Some of the larger acquisitions included 536,500 sf within the Amberglen Business Center in Hillsboro, Ore. for $54.7 million in August; the 440,653-sf Phoenix Corporate Center in Phoenix, Ariz., for $49.3 million; the 287,004-sf Mountaingate Plaza shopping center in Simi Valley, Calif. for $39.6 million; and the 296-unit Copper Canyon Apartments in Riverside, Calif. along with excess developable land, for $36.5 million.

The largest component of SKB's disposition activity was Metrocenter, a 20-parcel multi-location retail and office portfolio that it picked up as a whole in November 2004 for $47 million and then sold off in pieces over the next nine months for gross proceeds of nearly $67 million.
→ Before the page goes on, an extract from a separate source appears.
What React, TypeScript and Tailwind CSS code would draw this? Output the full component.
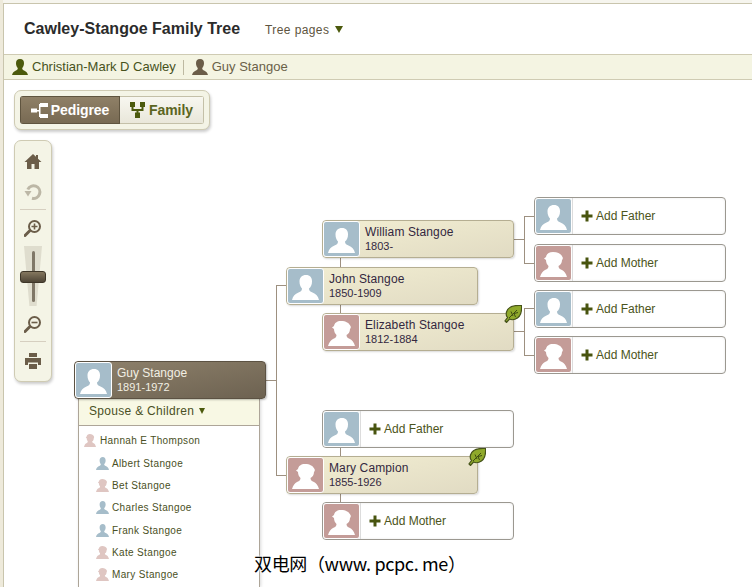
import React from "react";

const tree = [
  { name: "William Stangoe", dates: "1803-", x: 322, y: 220, sex: "m" },
  { name: "John Stangoe", dates: "1850-1909", x: 286, y: 267, sex: "m" },
  { name: "Elizabeth Stangoe", dates: "1812-1884", x: 322, y: 313, sex: "f", leaf: true },
  { name: "Mary Campion", dates: "1855-1926", x: 286, y: 456, sex: "f", leaf: true },
];

const addNodes = [
  { label: "Add Father", x: 534, y: 197, sex: "m" },
  { label: "Add Mother", x: 534, y: 244, sex: "f" },
  { label: "Add Father", x: 534, y: 290, sex: "m" },
  { label: "Add Mother", x: 534, y: 336, sex: "f" },
  { label: "Add Father", x: 322, y: 410, sex: "m" },
  { label: "Add Mother", x: 322, y: 502, sex: "f" },
];

// [x, y, w, h] in page pixels
const lines = [
  [266, 380, 11, 1],
  [276, 285, 1, 191],
  [276, 285, 10, 1],
  [276, 475, 10, 1],
  [340, 258, 1, 9],
  [340, 305, 1, 8],
  [340, 448, 1, 8],
  [340, 494, 1, 8],
  [514, 239, 10, 1],
  [524, 216, 1, 48],
  [524, 216, 10, 1],
  [524, 263, 10, 1],
  [514, 331, 10, 1],
  [524, 308, 1, 48],
  [524, 308, 10, 1],
  [524, 355, 10, 1],
];

const children = [
  { name: "Albert Stangoe", sex: "m" },
  { name: "Bet Stangoe", sex: "f" },
  { name: "Charles Stangoe", sex: "m" },
  { name: "Frank Stangoe", sex: "m" },
  { name: "Kate Stangoe", sex: "f" },
  { name: "Mary Stangoe", sex: "f" },
];

function Silhouette({ sex, className }: { sex: string; className?: string }) {
  return (
    <svg viewBox="0 0 27 25" className={className} fill="currentColor" preserveAspectRatio="none">
      {sex === "m" ? (
        <path d="M14 0c-4 0-6.500 2.500-6.500 6.500 0 3 1 5.500 2.500 7 0 2-1 3-3.500 4C3 19 1 21 0 25h27c-1-4-3-6-6.500-7.500-2.500-1-3.500-2-3.500-4 2-1.500 3-4 3-7C20 2.500 18 0 14 0z" />
      ) : (
        <path d="M13 0C9 0 6.500 2 6 5L4 6.500 6 8c0 2.500 1 4.500 2.500 6 0 2-1 3-3.500 4C3 19 1 21.500 0 25h27c-1-3.500-3-6-5-7-2.500-1-3.500-2-3.500-4 2-1 3.500-3 3.500-6 1-1 1-2 .5-3C21 2 18 0 13 0z" />
      )}
    </svg>
  );
}

function Avatar({ sex }: { sex: string }) {
  return (
    <div className={`w-[37px] h-[36px] shrink-0 border border-white rounded-[3px] flex items-end justify-center overflow-hidden text-white pb-[3px] ${sex === "m" ? "bg-[#a6bdca]" : "bg-[#c49c98]"}`}>
      <Silhouette sex={sex} className="w-[27px] h-[25px]" />
    </div>
  );
}

function Leaf() {
  return (
    <svg viewBox="0 0 18 18" className="absolute -top-[9px] -right-[9px] w-[18px] h-[18px]">
      <path d="M17.500.5C10 0 4 1.500 2.500 7c-.6 2.500 0 4.500 1 5.500L1 16l1.500 1.500 3-3.500c1.500.8 3.500 1 5.500.3C16.500 12.500 18 7 17.500.5z" fill="#8fa92b" stroke="#46531a" strokeWidth="1.200" />
      <path d="M5 13 13 5M7 6.500l2 4.500M11.500 12 10 8.500l4-1" fill="none" stroke="#3f4d12" strokeWidth="1" />
    </svg>
  );
}

function Plus() {
  return (
    <svg viewBox="0 0 12 12" className="w-[12px] h-[12px] shrink-0" fill="#48540f">
      <path d="M4.500 0.500h3v4h4v3h-4v4h-3v-4h-4v-3h4z" />
    </svg>
  );
}

function PersonIcon({ color }: { color: string }) {
  return (
    <svg viewBox="0 0 16 16" className="w-[16px] h-[16px] shrink-0" fill={color}>
      <path d="M8 0C5 0 4 2 4 4.200c0 2 .8 3.800 1.800 4.800 0 1.500-.8 2-2.300 2.700C1.800 12.500.6 13.500 0 16h16c-.6-2.500-1.800-3.500-3.500-4.300-1.500-.7-2.300-1.200-2.300-2.700 1-1 1.800-2.800 1.800-4.800C12 2 11 0 8 0z" />
    </svg>
  );
}

function ToolIcon({ children, className }: { children: React.ReactNode; className?: string }) {
  return (
    <svg viewBox="0 0 18 18" className={`w-[18px] h-[18px] ${className ?? ""}`} fill="#6b5d49">
      {children}
    </svg>
  );
}

function Magnifier({ plus }: { plus?: boolean }) {
  return (
    <ToolIcon>
      <path d="M1 16.500 5.500 12" stroke="#6b5d49" strokeWidth="3" strokeLinecap="round" fill="none" />
      <circle cx="10.500" cy="7.500" r="5.500" fill="#f4f4e6" stroke="#6b5d49" strokeWidth="2" />
      <path d={plus ? "M7.500 6.700h2.200V4.500h1.600v2.200h2.200v1.600h-2.200v2.200H9.700V8.300H7.500z" : "M7.500 6.700h6v1.600h-6z"} />
    </ToolIcon>
  );
}

export default function App() {
  return (
    <div className="relative w-[752px] h-[587px] overflow-hidden bg-white font-['Liberation_Sans',Arial,sans-serif]">
      <div className="absolute left-0 top-0 bottom-0 w-[3px] bg-[#eeeadb]" />
      <div className="h-[3px] bg-[#f6f5ee]" />
      <div className="ml-[3px] h-[584px] border-l border-t border-[#c9c5ad] flex flex-col">
        <div className="h-[50px] flex items-center pl-[20px] shrink-0">
          <h1 className="text-[16px] font-bold text-[#2b2b2b] mt-[-1px]">Cawley-Stangoe Family Tree</h1>
          <span className="ml-[25px] text-[12px] tracking-[0.4px] text-[#5d5440] mt-[1px]">Tree pages</span>
          <span className="ml-[6px] w-0 h-0 border-x-[4px] border-x-transparent border-t-[7px] border-t-[#4c5a0d]" />
        </div>
        <div className="h-[26px] shrink-0 bg-[#f4f4e2] border-y border-[#cfcbb3] flex items-center pl-[8px] text-[13px]">
          <PersonIcon color="#4c5a0d" />
          <span className="ml-[4px] text-[#47521c]">Christian-Mark D Cawley</span>
          <span className="ml-[7px] w-px h-[15px] bg-[#bdb9a1]" />
          <span className="ml-[8px]"><PersonIcon color="#6b5d49" /></span>
          <span className="ml-[4px] text-[#6a6148]">Guy Stangoe</span>
        </div>

        <div className="pl-[10px] pt-[10px] flex flex-col items-start gap-[10px]">
          <div className="p-[5px] bg-[#f4f4e6] border border-[#cfcbb3] rounded-[7px] shadow-[1px_2px_3px_rgba(0,0,0,0.2)]">
            <div className="flex h-[28px] w-[184px] rounded-[3px] overflow-hidden text-[14px] font-bold tracking-[-0.1px]">
              <div className="w-[100px] flex items-center justify-center gap-[3px] text-white bg-gradient-to-b from-[#8f8067] to-[#786a53] border border-[#5f543f]">
                <svg viewBox="0 0 17 15" className="w-[17px] h-[15px]" fill="#fff">
                  <path d="M0 5.500h6v4H0zM6 7h2v1.500H6zM8 1h1.500v13H8zM9 0h8v4H9zM9 11h8v4H9z" />
                </svg>
                Pedigree
              </div>
              <div className="flex-1 flex items-center justify-center gap-[4px] text-[#5b6521] bg-gradient-to-b from-[#f8f7f0] to-[#e9e7da] border border-l-0 border-[#c4c0a8]">
                <svg viewBox="0 0 15 16" className="w-[15px] h-[16px]" fill="#4c5a0d">
                  <path d="M0 0h5v5H3.500v2h8V5H10V0h5v5h-1.500v4H8.500v1.500H10V16H5v-5.500h1.500V9h-5V5H0z" />
                </svg>
                Family
              </div>
            </div>
          </div>

          <div className="w-[38px] h-[242px] bg-[#f4f4e6] border border-[#cfcbb3] rounded-[7px] shadow-[1px_2px_3px_rgba(0,0,0,0.2)] flex flex-col items-center pt-[12px]">
            <ToolIcon>
              <path d="M9 1 0.500 9H3v7h4.500v-5h3v5H15V9h2.500L14 5.700V2h-2v1.800z" />
            </ToolIcon>
            <ToolIcon className="mt-[12px] opacity-40">
              <path d="M3.800 6.500A6.300 6.300 0 1 1 8 15.200" fill="none" stroke="#6b5d49" strokeWidth="3" />
              <path d="M0.500 8h7l-3.500 5.500z" />
            </ToolIcon>
            <div className="mt-[8px] w-[26px] h-px bg-[#d6cfc0]" />
            <div className="mt-[9px]"><Magnifier plus /></div>
            <div className="relative mt-[9px] w-[26px] h-[60px] flex justify-center">
              <div className="w-[18px] h-[60px] bg-[#dfddce] [clip-path:polygon(0_0,100%_0,70%_100%,30%_100%)]" />
              <div className="absolute top-[5px] left-[11.500px] w-[3px] h-[51px] bg-[#7f7767] rounded-full" />
              <div className="absolute top-[25px] left-0 w-[26px] h-[12px] rounded-[3px] bg-gradient-to-b from-[#85785f] to-[#4f4637] border border-[#3e3628]" />
            </div>
            <div className="mt-[9px]"><Magnifier /></div>
            <div className="mt-[8px] w-[26px] h-px bg-[#d6cfc0]" />
            <ToolIcon className="mt-[10px]">
              <path d="M5 1h8v4H5zM1 6h16v7h-3v-2.500H4V13H1zM5 12h8v5H5z" />
            </ToolIcon>
          </div>
        </div>
      </div>

      {/* tree canvas, coordinates are page pixels */}
      {lines.map(([x, y, w, h], i) => (
        <div key={i} className="absolute bg-[#9d9080]" style={{ left: x, top: y, width: w, height: h }} />
      ))}

      {tree.map((p) => (
        <div key={p.name} className="absolute w-[192px] h-[38px] flex rounded-[4px] border border-[#b5ae92] bg-gradient-to-br from-[#f2eed2] to-[#e1dbc3] shadow-[1px_1px_2px_rgba(0,0,0,0.15)]" style={{ left: p.x, top: p.y }}>
          <Avatar sex={p.sex} />
          <div className="ml-[5px] flex flex-col justify-center text-[#33283f]">
            <div className="text-[12px] leading-[15px] tracking-[0.12px] mt-[-1px]">{p.name}</div>
            <div className="text-[11px] leading-[13px]">{p.dates}</div>
          </div>
          {p.leaf && <Leaf />}
        </div>
      ))}

      {addNodes.map((p, i) => (
        <div key={i} className="absolute w-[192px] h-[38px] flex items-center rounded-[4px] border border-[#9b9890] bg-white shadow-[inset_0_0_3px_rgba(0,0,0,0.08)]" style={{ left: p.x, top: p.y }}>
          <Avatar sex={p.sex} />
          <span className="w-px h-[36px] bg-[#dcdcdc]" />
          <span className="ml-[8px]"><Plus /></span>
          <span className="ml-[3px] text-[12px] text-[#4c5420]">{p.label}</span>
        </div>
      ))}

      <div className="absolute left-[78px] top-[399px] w-[182px] h-[188px] bg-white border-x border-[#ada598] shadow-[1px_0_3px_rgba(0,0,0,0.15)]">
        <div className="h-[27px] bg-[#f8f8e4] border-b border-[#ada598] flex items-center pl-[10px] pb-[2px] text-[12px] tracking-[0.3px] text-[#4a5024]">
          Spouse &amp; Children
          <span className="ml-[5px] w-0 h-0 border-x-[3.500px] border-x-transparent border-t-[6px] border-t-[#4c5a0d]" />
        </div>
        <div className="pt-[3px] text-[10px] tracking-[0.35px] text-[#4a5024]">
          <div className="h-[23px] flex items-center pl-[5px] gap-[4px]">
            <Silhouette sex="f" className="w-[12px] h-[13px] text-[#dfc6c2]" />
            Hannah E Thompson
          </div>
          {children.map((c) => (
            <div key={c.name} className="h-[22.300px] flex items-center pl-[17px] gap-[3px]">
              <Silhouette sex={c.sex} className={`w-[13px] h-[13px] ${c.sex === "m" ? "text-[#a6bdca]" : "text-[#dfc6c2]"}`} />
              {c.name}
            </div>
          ))}
        </div>
      </div>

      <div className="absolute left-[74px] top-[361px] w-[192px] h-[38px] flex rounded-[4px] border border-[#5c5243] bg-gradient-to-br from-[#8f826c] to-[#6d6251] shadow-[1px_1px_2px_rgba(0,0,0,0.25)]">
        <Avatar sex="m" />
        <div className="ml-[5px] flex flex-col justify-center text-[#f2efe4]">
          <div className="text-[12px] leading-[15px]">Guy Stangoe</div>
          <div className="text-[11px] leading-[13px]">1891-1972</div>
        </div>
      </div>

      <div className="absolute left-[254px] top-[552px] text-[18px] leading-[22px] tracking-[-0.35px] text-black [text-shadow:0_0_2px_#fff,0_0_2px_#fff,0_0_3px_#fff] font-['Noto_Sans_CJK_SC',sans-serif] whitespace-nowrap">
        双电网（www. pcpc. me）
      </div>
    </div>
  );
}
Other significant sales include Kearny Mesa Crossroads, a 126,732-sf, two-building office complex in San Diego that it bought for $19.7 million in 2003 and sold for $24.9 million last month; Rio Vista, a 108,477-sf office building also in San Diego that it acquired in 2003 for $17.1 million and sold last month for $22.3 million.

In the development arena, SKB provided equity for The Strand at Riverplace and John Ross condominium towers rising on the Willamette riverfront in Portland, Phase II of the 11th & Grand development in Downtown Los Angeles and The Bellevue Towers, a twin-tower project in Bellevue, Wash. The projects are being developed by the Portland based development firms /Edlen Development, Williams & Dame Development and Onder Development. In addition, SKB provided equity for two upcoming Portland-area retail developments known as the Pointe at Bridgeport and North Main Village.

In addition to Scanlan and Gooding, SKB principals include chief compliance officer Tom Bard and vice chairman Peter Stott. Stott, the former CEO of Crown Pacific, acquired a minority stake in the company in 2005. Stott also has his own firm, Columbia Investments Ltd., which shares space with SKB on the 26th floor of PacWest Tower in Downtown Portland.